Sunday, 23 April 2023

Archaeology and "Brandolini's Law"



       A poster for MGM’s 1961 “The Lost Continent”       
On my way to work the other day, I was stopped in a corridor by an acquaintance in the company who knew I was an achaeologist who had "just one question to ask....". That turned out to be "how true" is a recent Netflix series on a lost civilization preceding our own (yeah, that one)? How do you answer that in a few minutes in a corridor? Do you just say uninformatively, "no, a load of bollocks" and carry on walking, or.. well, what? Sadly, I inadvisedly and without thinking began what inevitably would be a monologue consisting of statements about pyramids, domestic animals, the chronology. The truth is, I was on my way to a meeting, I had not prepared the comments, so it was all a bit incoherent, and we had to break off our conversation - which by that time had started to wander to another level, not what the programme had slickly presented, but what the non-archaeological listener did not know about some pretty basic concepts, such as what could be seen as constituting a "civilization" and how they work, and how they do not work.* I had to break off and vowed to make a handout with a few links to some good You Tube videos critiquing this series and the concepts behind it and mail it to him. The other day I sat down to do that... turns out to be complex, I have my own views on why Ancient Apocalypse is a specious argument (actually not an argument at all) and what it omits. One video or online resource mentions some of the things I think are important for the curious enquirer to know, but includes a lot of stuff I would not prioritise, while other things I'd say were important are better treated in another video - between 3:33 and 8:22. How to give the reader access to a fuller answer but without burdening them with too much (from their point of view, unproductive) reading and sifting to do?

This, I think, is an issue that archaeology needs to address. I come across this time and time again when addressing the facile and one-sided mantras used by the supporters of artefact hunting to justify archaeological collaboration with the collection-driven destruction of the archaeological record. It is the same with other types of pseudoarchaeology. But many of our colleagues have an aversion to public debate on issues connected with the discipline with non-scholars because of "Brandolini's law".

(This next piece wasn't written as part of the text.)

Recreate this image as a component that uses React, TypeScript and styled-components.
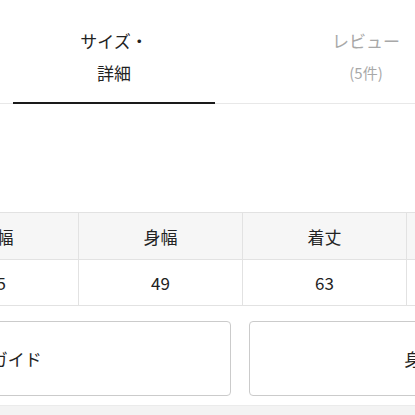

As Wikipedia helpfully summarises it:
"Brandolini's law, also known as the bullshit asymmetry principle, is an internet adage coined in 2013 that emphasizes the effort of debunking misinformation, in comparison to the relative ease of creating it in the first place. It states that "The amount of energy needed to refute bullshit is an order of magnitude bigger than that needed to produce it."[1][2] The adage was publicly formulated the first time in January 2013[3] by Alberto Brandolini, an Italian programmer. [...] Environmental researcher Dr. Phil Williamson of University of East Anglia implored other scientists in 2016 to get online and refute falsehoods to their work whenever possible, despite the difficulty per Brandolini's law. He wrote, "the scientific process doesn't stop when results are published in a peer-reviewed journal. Wider communication is also involved, and that includes ensuring not only that information (including uncertainties) is understood, but also that misinformation and errors are corrected where necessary."[1] 

[Cited literature]
(1) Williamson, Phil (6 December 2016). "Take the time and effort to correct misinformation". Nature. 540 (7632): 171. doi:10.1038/540171a.

(2) Thatcher, Jim; Shears, Andrew; Eckert, Josef (April 2018). "Rethinking the Geoweb and Big Data: Mixed Methods and Brandolini's Law", chapter 12 in Thatcher, Shears and Eckert (eds), 'Thinking Big Data in Geography: New Regimes, New Research', University of Nebraska Press. pp. 232–236. ISBN 978-1-4962-0537-7.

(3) Brandolini, Alberto. "Bullshit Asymmetry Principle – Twitter". Twitter.com."
* There is also a disturbing situation that in the circles I move in you can even meet people in their thirties who have never actually seen domestic animals (like cows) from up close. For them, domestic animals, their characteristics and needs, are already an abstract concept.